I would have been able to register and get it fixed easily within the 30-day window, but such wasn't possible, because I had no idea the card was actually faulty. The drivers were so bad back then that you didn't know what was at fault. :\

Is the double-lifetime warranty a 'sham' as well because XFX REQUIRES you to sign-up within 30 days (sound familiar?) of purchase? Don't believe me? Check their site: http://xfxforce.com/en-us/features/doublelifetimewarranty.aspx
While they have a similar restriction to eVGA, you're missing one important clause that's in the fine print:

The limited hardware warranty for Graphics Cards lasts for a time period of two years.

If you register the product online at http://www.xfxforce.com/ within 30 days of purchase, your limited warranty will be EXTENDED for the duration of your life. Registration within 30 days of the date of purchase is a condition precedent to receiving the lifetime warranty.***
EDIT:

Although, that 30-day restriction of XFX's seems to be new. I don't recall seeing that when I registered any of the three aforementioned cards. I do wish XFX's site showed me my warranty information (time left, etc) for my registered cards. :\
 

moriz

Member
Mar 11, 2009
196
0
0
Well, technically that's not correct. I did register my product, but not within this window. My issue with the 30-day requirement is that it doesn't seem to have a purpose. As long as I register with factual information, there's absolutely no difference at all!
here's the rather unpleasant truth with the 30 day requirement: it is to weed out stupid people who can't read/follow simple instructions.

otherwise you are right, there is no real purpose to the requirement. however, there's no real legitimate reason why you didn't register either, since it doesn't cost you any real effort nor do you have to go overly out of your way.
 

notty22

Diamond Member
Jan 1, 2010
3,375
0
0
The 30 day stipulation does serve a financial purpose. Just like that demand on claiming rebate forms. They don't want people collecting on sales tactics(gimmicks) that they offered 12 months earlier to boost sales then. They plan on xx% being lazy, or not timely in getting those rebates.
Similar with a exceptional sounding warranty. Free working replacement for lifetime ? Wow , thats incredible, I buy that card because of that feature. But its not legally applicable until you register within a window.
 

peonyu

Platinum Member
Mar 12, 2003
2,038
23
81
here's the rather unpleasant truth with the 30 day requirement: it is to weed out stupid people who can't read/follow simple instructions.

otherwise you are right, there is no real purpose to the requirement. however, there's no real legitimate reason why you didn't register either, since it doesn't cost you any real effort nor do you have to go overly out of your way.

Its purpose is like you said, to weed out stupid people who dont register. And the purpose besides that is to save money, didn't register ? Tough. We keep the $ and dont have to honor the warranty. Its a shady practice but nearly all video card companies do it.

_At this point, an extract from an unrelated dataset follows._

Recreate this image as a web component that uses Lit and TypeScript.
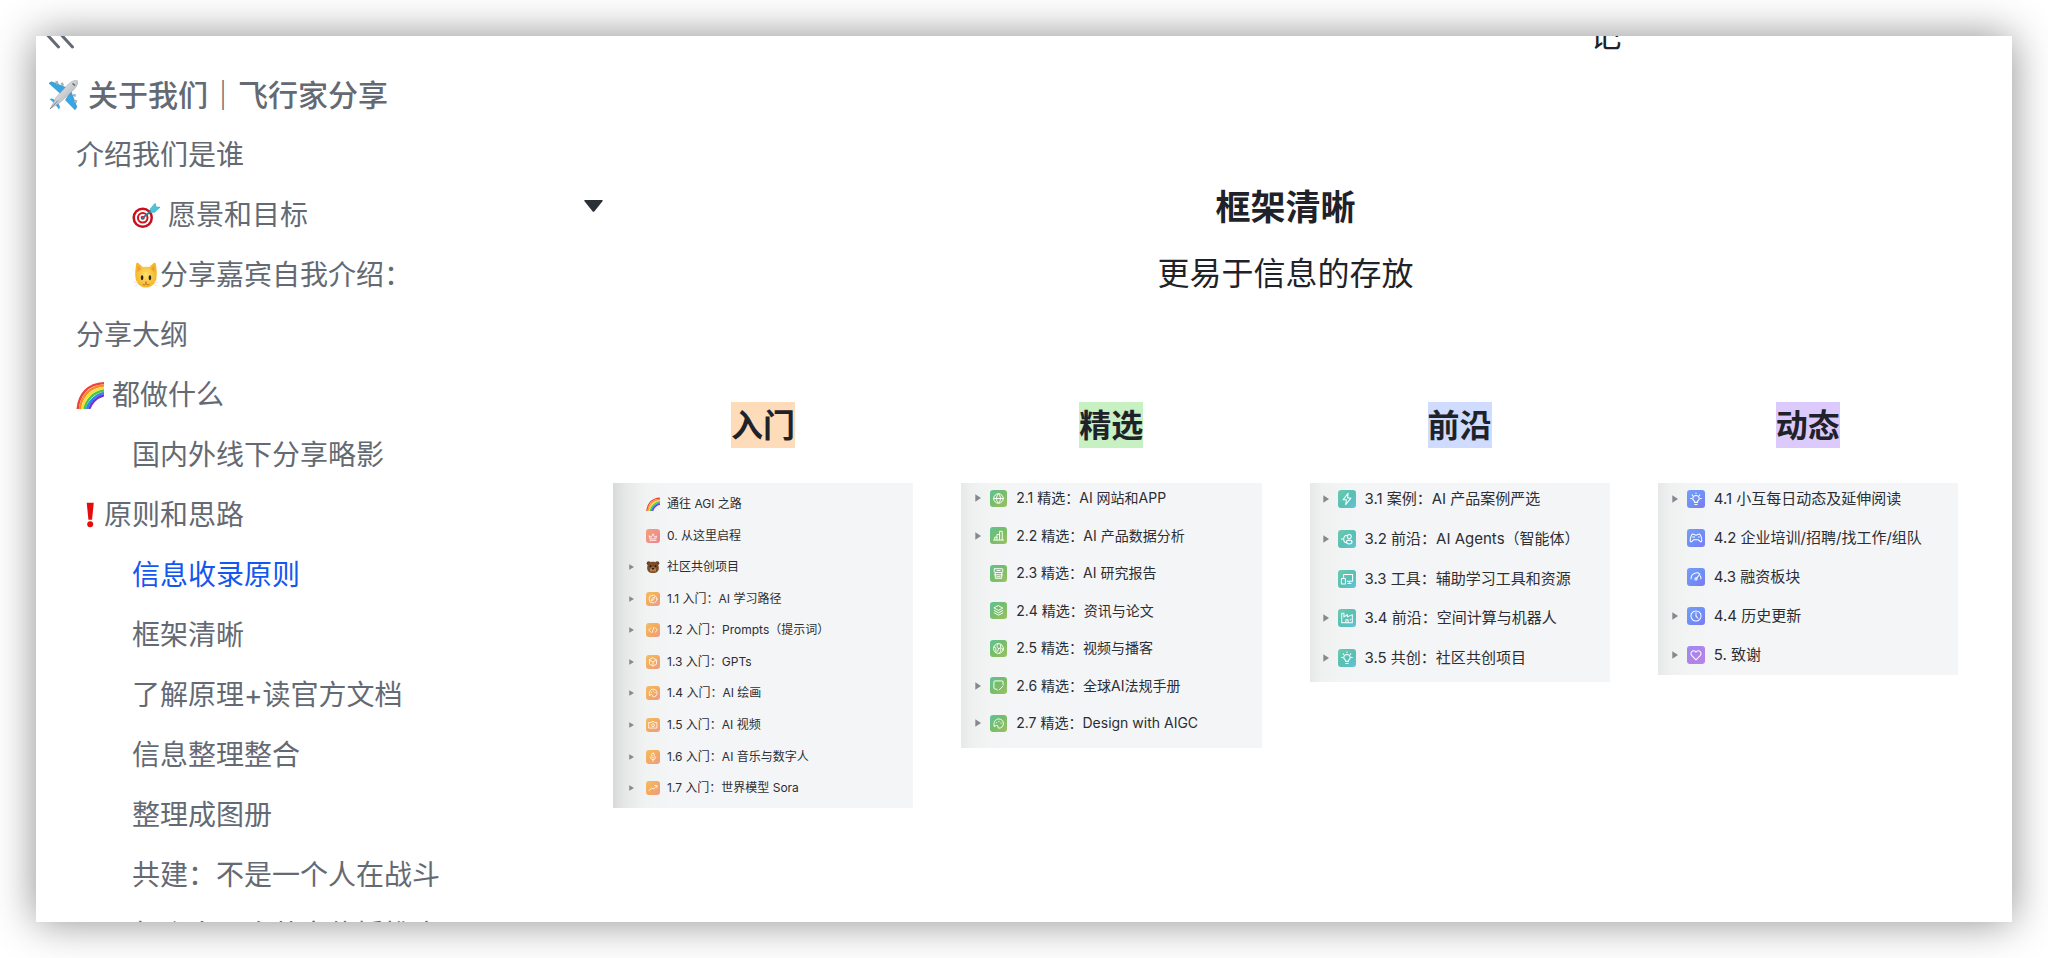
import { LitElement, html, svg, css, nothing } from "lit";
import { customElement, property } from "lit/decorators.js";
import { classMap } from "lit/directives/class-map.js";

const emojis: Record<string, unknown> = {
  plane: svg`
    <defs><linearGradient id="body" x1="0" y1="0" x2="1" y2="1"><stop offset="0" stop-color="#fafbfc"/><stop offset="1" stop-color="#9a9ea6"/></linearGradient></defs>
    <path d="M1 3.2L3.6 1.8 19 8 13 14Z" fill="#35a7e4" stroke="#2386bd" stroke-width=".6"/>
    <path d="M28.8 27L27 29.8 17.5 20 23 11.500Z" fill="#35a7e4" stroke="#2386bd" stroke-width=".6"/>
    <path d="M1.500 19L4 18.500 9 21 6 23Z" fill="#35a7e4"/><path d="M11 29.500L12 27 9.500 21 7 24Z" fill="#35a7e4"/>
    <path d="M7 1.500l2.500-.8 1.200 3-2.300 1zM12.500 3l2.500-.6 1 3-2.200.8zM29.400 20.500l-.8 2.600-3-1.200 1-2.400zM28 14.500l-.5 2.500-2.800-1 .8-2.300z" fill="#a9adb5"/>
    <path d="M29.500.8C27-.4 23 1.600 20.500 4L8 17.500 2.500 28.500 12 22.500 26 9.500C28.500 7 30.600 3 29.500.8Z" fill="url(#body)" stroke="#9a9ea6" stroke-width=".5"/>
    <path d="M24.500 3.500l2.500 2" stroke="#545a66" stroke-width="1.300"/><path d="M2 29L10 20.500" stroke="#777c86" stroke-width=".9"/>`,
  target: svg`
    <circle cx="11.500" cy="18" r="11" fill="#c90f1c"/><circle cx="11.500" cy="18" r="8.300" fill="#fff"/><circle cx="11.500" cy="18" r="6.200" fill="#d31421"/><circle cx="11.500" cy="18" r="4" fill="#fff"/><circle cx="11.500" cy="18" r="2.200" fill="#d31421"/>
    <path d="M10.500 19L22.500 9" stroke="#247f93" stroke-width="2"/>
    <path d="M19.500 8.500L24.800 2.500 25.700 6.300 30 6.800 23.800 12.200 20 12Z" fill="#4cc5d4" stroke="#2c9cae" stroke-width=".6"/>`,
  cat: svg`
    <defs><radialGradient id="fur"><stop offset="0" stop-color="#ffe36a"/><stop offset="1" stop-color="#f6b52a"/></radialGradient></defs>
    <path d="M4.500 3C3.500 9 3 15 4 19.500 5.500 25 10 28.500 15 28.500S24.500 25 26 19.500C27 15 26.500 9 25.500 3 25.300 1.800 24 1.600 23 2.400L18.500 6.500A15 15 0 0 0 11.500 6.500L7 2.400C6 1.600 4.700 1.800 4.500 3Z" fill="url(#fur)"/>
    <path d="M6 5l4 3.200L6 12ZM24 5l-4 3.200L24 12Z" fill="#ee9f2c"/>
    <ellipse cx="10.800" cy="18" rx="1.400" ry="2.600" fill="#2f2722"/><ellipse cx="19.200" cy="18" rx="1.400" ry="2.600" fill="#2f2722"/>
    <path d="M13.500 22.300h3L15 24Z" fill="#e0554f"/><path d="M11.500 25c1.500 1.200 3 .5 3.500-1 .5 1.500 2 2.200 3.500 1" fill="none" stroke="#8d6420" stroke-width=".9"/>
    <path d="M1.500 23l5-.8M2.500 27l4.500-2M28.500 23l-5-.8M27.500 27L23 25" stroke="#e9e2cf" stroke-width=".8"/>`,
  rainbow: svg`
    <g fill="none" stroke-width="2.600">
      <path d="M1.800 30C3 15 12 3 30 2.300" stroke="#f0413c"/><path d="M4.300 30C5.500 17 14 6 30 4.900" stroke="#f98b25"/>
      <path d="M6.800 30C8 19 16 9 30 7.500" stroke="#fbdc3a"/><path d="M9.300 30C10.500 21 18 12 30 10.100" stroke="#46c93f"/>
      <path d="M11.800 30C13 23 20 15 30 12.700" stroke="#2d86f0"/><path d="M14.200 30C15.500 25 21 17.500 30 15.200" stroke="#7132d3"/>
    </g>`,
  bang: svg`<path d="M11.500 2h7.500l-1.800 18h-3.900z" fill="#e60c0c"/><circle cx="15.200" cy="25" r="3.200" fill="#e60c0c"/>`,
  bear: svg`
    <circle cx="6" cy="7" r="4.500" fill="#6b4020"/><circle cx="24" cy="7" r="4.500" fill="#6b4020"/>
    <path d="M15 3.500C23 3.500 27 9 27.500 16S24 28 15 28 2 23 2.500 16 7 3.500 15 3.500Z" fill="#7c4c28"/>
    <ellipse cx="15" cy="21" rx="6.500" ry="5.500" fill="#b98755"/><ellipse cx="15" cy="18.500" rx="3" ry="2" fill="#2b1a10"/>
    <circle cx="9.500" cy="13" r="1.800" fill="#20130b"/><circle cx="20.500" cy="13" r="1.800" fill="#20130b"/><path d="M11.500 24c2 1.500 5 1.500 7 0" stroke="#3b2415" stroke-width="1.300" fill="none"/>`,
};

const glyphs: Record<string, unknown> = {
  start: svg`<path d="M4 8l2 1.500L8 5.500l2 4L12 8l-.8 3.300H4.800zM4.500 13h7"/>`,
  compass: svg`<circle cx="8" cy="8" r="4.500"/><path d="M10 6L8.800 8.800 6 10l1.200-2.800z"/>`,
  code: svg`<path d="M5.500 5.500L3 8l2.500 2.500M10.500 5.500L13 8l-2.500 2.500M9 5L7 11"/>`,
  cube: svg`<path d="M8 3.300L12 5.600V10.400L8 12.700 4 10.400V5.600ZM4.200 5.800L8 8l3.800-2.200M8 8v4.500"/>`,
  palette: svg`<path d="M4 10.500C2.800 7 5 3.700 8.300 3.700 11 3.700 12.800 5.800 12.600 8.200 12.500 10.700 10.800 12.400 8.500 12.400 7 12.400 7.800 10.600 7 9.900 6.200 9.200 5 10.800 4 10.500Z"/><path d="M6 7.300h.4M8.200 6h.4M10.200 7.500h.4"/>`,
  camera: svg`<path d="M3.500 5.200H6L6.700 4.200H9.300L10 5.200H12.500V11.500H3.500Z"/><circle cx="8" cy="8.300" r="1.700"/>`,
  mic: svg`<rect x="6.600" y="3.500" width="2.800" height="5.500" rx="1.400"/><path d="M4.800 8c0 4.200 6.400 4.200 6.400 0M8 11.200v2"/>`,
  trend: svg`<path d="M3.500 11L6.500 7.800 8.800 9.300 12.300 5.500M9.800 5.200H12.500V7.800"/>`,
  globe: svg`<circle cx="8" cy="8" r="4.500"/><path d="M3.500 8h9M8 3.500C5.500 6 5.500 10 8 12.500 10.500 10 10.500 6 8 3.500"/>`,
  chart: svg`<path d="M3.300 12.300h9.400M4.500 12V9.500H6.500V12M6.500 10V7H9V12M9 8V4H11.500V12"/>`,
  report: svg`<rect x="4" y="3.500" width="8" height="3.500" rx=".5"/><path d="M5 7.200V12.500H11V7.200M4 9.200h8M6.500 5.200h3M6.500 11h3"/>`,
  layers: svg`<path d="M8 3.500L12 5.700 8 7.900 4 5.700ZM4 8l4 2.200L12 8M4 10.200l4 2.200 4-2.200"/>`,
  reel: svg`<circle cx="8" cy="8" r="4.600"/><path d="M8 3.500C6 5 6.200 7 8 8 10 7 12 8 12.500 9.500M8 8C8 10 6.500 12 5 11.500M3.700 6.500C5.500 6.500 6 8 5.500 10M10 4.500V7M8.500 12.300C10 11.500 10.500 10.500 10 9"/>`,
  note: svg`<path d="M12.300 7V4.500C12.300 4 12 3.700 11.500 3.700H4.500C4 3.700 3.700 4 3.700 4.500V10.500C3.700 11 4 11.300 4.500 11.300H6L7 12.500M12.300 8.500L8.800 12"/>`,
  bolt: svg`<path d="M9 3L4.500 8.700H7.500L6.800 13 11.500 7.200H8.500Z"/>`,
  agents: svg`<circle cx="10" cy="5.700" r="1.800"/><ellipse cx="10" cy="10.700" rx="2.500" ry="1.700"/><path d="M7.800 4.600C4.500 4.600 4.200 10.800 7.200 11.300M3 8h2"/>`,
  devices: svg`<path d="M5 6.500V4H13V10H8.200M10 10v2M8.800 12h2.800"/><rect x="3" y="7.500" width="3.600" height="5" rx=".4"/>`,
  factory: svg`<path d="M3.300 12.300V3.700H5.300V7L8.300 5V7L12.700 5V12.300ZM7 12V9.500H9V12M11 9.200v.6"/>`,
  bulb: svg`<path d="M6.700 11V10C4 8.500 5 4.800 8 4.800S12 8.500 9.300 10V11ZM7 12.800h2M8 2.500v.6M3.300 7.500h.7M12 7.500h.7M4.600 4.300l.5.500M11.400 4.300l-.5.500"/>`,
  game: svg`<path d="M5 4.500C7 4.500 6.500 5.500 8 5.500S9 4.500 11 4.500C12.500 5 13.500 9.500 13 11 12 12.300 11 10 10 9.500H6C5 10 4 12.300 3 11 2.500 9.500 3.500 5 5 4.500ZM5 7.200h1.800M10.200 7.200h.8"/>`,
  gauge: svg`<path d="M3.600 9.500C3.600 3.800 10 3.500 11 5.300M12.400 9.500C12.400 8.500 12.200 7.800 11.900 7.200M8.500 9L11.500 5.500"/><circle cx="8" cy="9.700" r="1"/>`,
  clock: svg`<circle cx="8" cy="8" r="4.500"/><path d="M8 5.200V8.200L9.800 10"/>`,
  heart: svg`<path d="M8 12.300L4.300 8.600C1.800 5.500 6 2.600 8 5.500 10 2.600 14.200 5.500 11.700 8.600Z"/>`,
};

type Tone = "coral" | "orange" | "green" | "teal" | "blue" | "purple";
interface Entry { text: string; icon: string; open?: boolean; tone?: Tone; emoji?: boolean }
interface Column { key: string; title: string; tone: Tone; entries: Entry[] }

const columns: Column[] = [
  { key: "intro", title: "入门", tone: "orange", entries: [
    { text: "通往 AGI 之路", icon: "rainbow", emoji: true },
    { text: "0. 从这里启程", icon: "start", tone: "coral" },
    { text: "社区共创项目", icon: "bear", emoji: true, open: true },
    { text: "1.1 入门：AI 学习路径", icon: "compass", open: true },
    { text: "1.2 入门：Prompts（提示词）", icon: "code", open: true },
    { text: "1.3 入门：GPTs", icon: "cube", open: true },
    { text: "1.4 入门：AI 绘画", icon: "palette", open: true },
    { text: "1.5 入门：AI 视频", icon: "camera", open: true },
    { text: "1.6 入门：AI 音乐与数字人", icon: "mic", open: true },
    { text: "1.7 入门：世界模型 Sora", icon: "trend", open: true },
  ] },
  { key: "picks", title: "精选", tone: "green", entries: [
    { text: "2.1 精选：AI 网站和APP", icon: "globe", open: true },
    { text: "2.2 精选：AI 产品数据分析", icon: "chart", open: true },
    { text: "2.3 精选：AI 研究报告", icon: "report" },
    { text: "2.4 精选：资讯与论文", icon: "layers" },
    { text: "2.5 精选：视频与播客", icon: "reel" },
    { text: "2.6 精选：全球AI法规手册", icon: "note", open: true },
    { text: "2.7 精选：Design with AIGC", icon: "palette", open: true },
  ] },
  { key: "frontier", title: "前沿", tone: "teal", entries: [
    { text: "3.1 案例：AI 产品案例严选", icon: "bolt", open: true },
    { text: "3.2 前沿：AI Agents（智能体）", icon: "agents", open: true },
    { text: "3.3 工具：辅助学习工具和资源", icon: "devices" },
    { text: "3.4 前沿：空间计算与机器人", icon: "factory", open: true },
    { text: "3.5 共创：社区共创项目", icon: "bulb", open: true },
  ] },
  { key: "news", title: "动态", tone: "blue", entries: [
    { text: "4.1 小互每日动态及延伸阅读", icon: "bulb", open: true },
    { text: "4.2 企业培训/招聘/找工作/组队", icon: "game" },
    { text: "4.3 融资板块", icon: "gauge" },
    { text: "4.4 历史更新", icon: "clock", open: true },
    { text: "5. 致谢", icon: "heart", open: true, tone: "purple" },
  ] },
];

interface Heading { text: string; level: 0 | 1 | 2; emoji?: string; tight?: boolean; active?: boolean }
const outline: Heading[] = [
  { text: "关于我们｜飞行家分享", level: 0, emoji: "plane" },
  { text: "介绍我们是谁", level: 1 },
  { text: "愿景和目标", level: 2, emoji: "target" },
  { text: "分享嘉宾自我介绍：", level: 2, emoji: "cat", tight: true },
  { text: "分享大纲", level: 1 },
  { text: "都做什么", level: 1, emoji: "rainbow" },
  { text: "国内外线下分享略影", level: 2 },
  { text: "原则和思路", level: 1, emoji: "bang", tight: true },
  { text: "信息收录原则", level: 2, active: true },
  { text: "框架清晰", level: 2 },
  { text: "了解原理+读官方文档", level: 2 },
  { text: "信息整理整合", level: 2 },
  { text: "整理成图册", level: 2 },
  { text: "共建：不是一个人在战斗", level: 2 },
  { text: "每个人：会共享传播推广", level: 2 },
];

@customElement("doc-outline")
class DocOutline extends LitElement {
  static styles = css`
    :host { display: block; overflow: hidden; color: #646a73; }
    .collapse { display: block; width: 32px; height: 32px; margin: -16px 0 13px 8px; padding: 0; border: 0; background: none; color: inherit; }
    .collapse svg { display: block; fill: none; stroke: currentColor; stroke-width: 3; stroke-linecap: round; }
    ul { list-style: none; margin: 0; padding: 0; }
    a { display: flex; align-items: center; gap: 8px; height: 60px; font-size: 28px; line-height: 60px; color: inherit; text-decoration: none; white-space: nowrap; }
    .tight { gap: 0; }
    .level0 { padding-left: 12px; gap: 10px; font-size: 30px; font-weight: 500; }
    .level1 { padding-left: 40px; }
    .level2 { padding-left: 96px; }
    .active { color: #1456f0; }
    .emoji { width: 1em; height: 1em; flex: none; }
  `;
  render() {
    return html`
      <button class="collapse" aria-label="收起目录">
        <svg width="32" height="32" viewBox="0 0 32 32"><path d="M14.500 27L2.500 14 14.500 1M28.500 27L16.500 14 28.500 1"/></svg>
      </button>
      <nav aria-label="目录"><ul>
        ${outline.map((h) => html`<li><a href="#" class=${classMap({ [`level${h.level}`]: true, tight: !!h.tight, active: !!h.active })}>
          ${h.emoji ? html`<svg class="emoji" viewBox="0 0 30 30" aria-hidden="true">${emojis[h.emoji]}</svg>` : nothing}<span>${h.text}</span>
        </a></li>`)}
      </ul></nav>`;
  }
}

@customElement("topic-card")
class TopicCard extends LitElement {
  @property({ attribute: false }) column!: Column;
  static styles = css`
    :host { display: block; min-width: 0; text-align: center; }
    h3 { margin: 0 0 35px; font-size: 32px; line-height: 44px; font-weight: 600; }
    mark { display: block; width: fit-content; margin: 0 auto; padding-top: 2px; color: #1f2329; }
    .intro mark { background: #fedcb9; }
    .picks mark { background: #c7f0c3; }
    .frontier mark { background: #d0dcff; }
    .news mark { background: #dccafc; }
    ul { box-sizing: border-box; display: flex; flex-direction: column; justify-content: space-between; list-style: none; margin: 0; text-align: left; color: #2b2e33; overflow: hidden;
      background: linear-gradient(90deg, #e7e9e9, #eff0f0 12px, #f3f4f4 32px, #f4f5f7 56px); }
    .intro ul { aspect-ratio: 300 / 325; padding: 10px 0 9px 16px; font-size: 12px; background: linear-gradient(90deg, #d8dada, #e6e8e8 12px, #f1f2f2 32px, #f4f5f6 56px); }
    .picks ul { aspect-ratio: 300 / 265; padding: 4px 0 14px 14px; font-size: 14px; }
    .frontier ul { aspect-ratio: 300 / 199; padding: 5px 0 13px 13px; font-size: 15px; }
    .news ul { aspect-ratio: 300 / 192; padding: 5px 0 9px 14px; font-size: 15px; }
    li { display: grid; grid-template-columns: 6px 18px 1fr; column-gap: 9px; align-items: center; height: 22px; line-height: 22px; white-space: nowrap; }
    .intro li { grid-template-columns: 5px 14px 1fr; column-gap: 12px; }
    .intro .label { margin-left: -5px; }
    .picks li { grid-template-columns: 6px 17px 1fr; }
    .arrow { width: 100%; height: 8px; fill: #85898f; }
    .intro .arrow { height: 6px; }
    .icon { display: block; width: 100%; border-radius: 3px; fill: none; stroke: #fff; stroke-width: 0.9; stroke-linecap: round; stroke-linejoin: round; }
    .emoji { display: block; width: 100%; }
    .coral { background: linear-gradient(135deg, #f3a07c, #ee858e); }
    .orange { background: linear-gradient(135deg, #f4bd62, #f3a95f 55%, #ee9a8f); }
    .green { background: linear-gradient(135deg, #5fc39a, #75bd6a 45%, #9cc162); }
    .teal { background: linear-gradient(135deg, #6bcab0, #58bfb5 55%, #66c3d8); }
    .blue { background: linear-gradient(135deg, #739df8, #6f8ff6 55%, #8078f0); }
    .purple { background: linear-gradient(135deg, #9a8cf2, #b083ea 55%, #b984e6); }
  `;
  render() {
    const { key, title, tone, entries } = this.column;
    return html`<section class=${key}>
      <h3><mark>${title}</mark></h3>
      <ul>${entries.map((e) => html`<li>
        ${e.open ? html`<svg class="arrow" viewBox="0 0 6 8" preserveAspectRatio="none"><path d="M.3.300L6 4 .3 7.700Z"/></svg>` : html`<span></span>`}
        ${e.emoji
          ? html`<svg class="emoji" viewBox="0 0 30 30">${emojis[e.icon]}</svg>`
          : html`<svg class="icon ${e.tone ?? tone}" viewBox="0 0 16 16">${glyphs[e.icon]}</svg>`}
        <span class="label">${e.text}</span>
      </li>`)}</ul>
    </section>`;
  }
}

@customElement("app-root")
class AppRoot extends LitElement {
  static styles = css`
    :host { display: block; box-sizing: border-box; height: 100vh; padding: 36px; overflow: hidden; background: #fff; color: #1f2329; font-family: Inter, "Noto Sans CJK SC", sans-serif; }
    .window { display: grid; grid-template-columns: 548px 1fr; height: 100%; background: #fff; box-shadow: 0 0 40px rgba(0, 0, 0, 0.45); }
    .page { display: grid; grid-template-columns: 29px 1fr; align-content: start; min-width: 0; overflow: hidden; padding-right: 54px; text-align: center; }
    .tail { grid-column: 2; margin: -24px 0 117px; padding-left: 640px; font-size: 32px; line-height: 48px; }
    .fold { align-self: start; width: 20px; height: 60px; padding: 0; border: 0; background: none; }
    .fold svg { display: block; margin-top: -2px; fill: #2b2f36; }
    h2 { margin: 0 0 13px; font-size: 35px; line-height: 60px; font-weight: 600; }
    .lead { grid-column: 2; margin: 0 0 104px; font-size: 32px; line-height: 48px; }
    .topics { grid-column: 2; display: grid; grid-template-columns: repeat(4, minmax(0, 1fr)); gap: 48px; align-items: start; }
  `;
  render() {
    return html`<div class="window">
      <doc-outline></doc-outline>
      <main class="page">
        <p class="tail">记</p>
        <button class="fold" aria-label="折叠"><svg width="20" height="14" viewBox="0 0 20 14"><path d="M1 1h17c.8 0 1 .8.500 1.300l-8 9.900c-.6.7-1.400.7-2 0L.500 2.300C0 1.800.2 1 1 1Z"/></svg></button>
        <h2>框架清晰</h2>
        <p class="lead">更易于信息的存放</p>
        <div class="topics">${columns.map((c) => html`<topic-card .column=${c}></topic-card>`)}</div>
      </main>
    </div>`;
  }
}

But still it all depends on who you get in touch with over the phone. If you go the lazy route and try to RMA via the internet they will decline you asap if you didn't register, call on the phone and the rep might overlook it and tell you to register the card and call him back [friend's experience with EVGA right there btw, always call 1st].
 

exar333

Diamond Member
Feb 7, 2004
8,518
8
91
Its purpose is like you said, to weed out stupid people who dont register. And the purpose besides that is to save money, didn't register ? Tough. We keep the $ and dont have to honor the warranty. Its a shady practice but nearly all video card companies do it.

But still it all depends on who you get in touch with over the phone. If you go the lazy route and try to RMA via the internet they will decline you asap if you didn't register, call on the phone and the rep might overlook it and tell you to register the card and call him back [friend's experience with EVGA right there btw, always call 1st].
I don't think it is there to weed out the 'stupid people'. I would argue it is there to prove YOU bought the card. Otherwise, it may have changed-hands numerous times after the sale date, and you could just claim you bought it.

It makes sense from a business sense (even if it can suck for a user), but it is very important to register any graphics card you get right away, to be safe.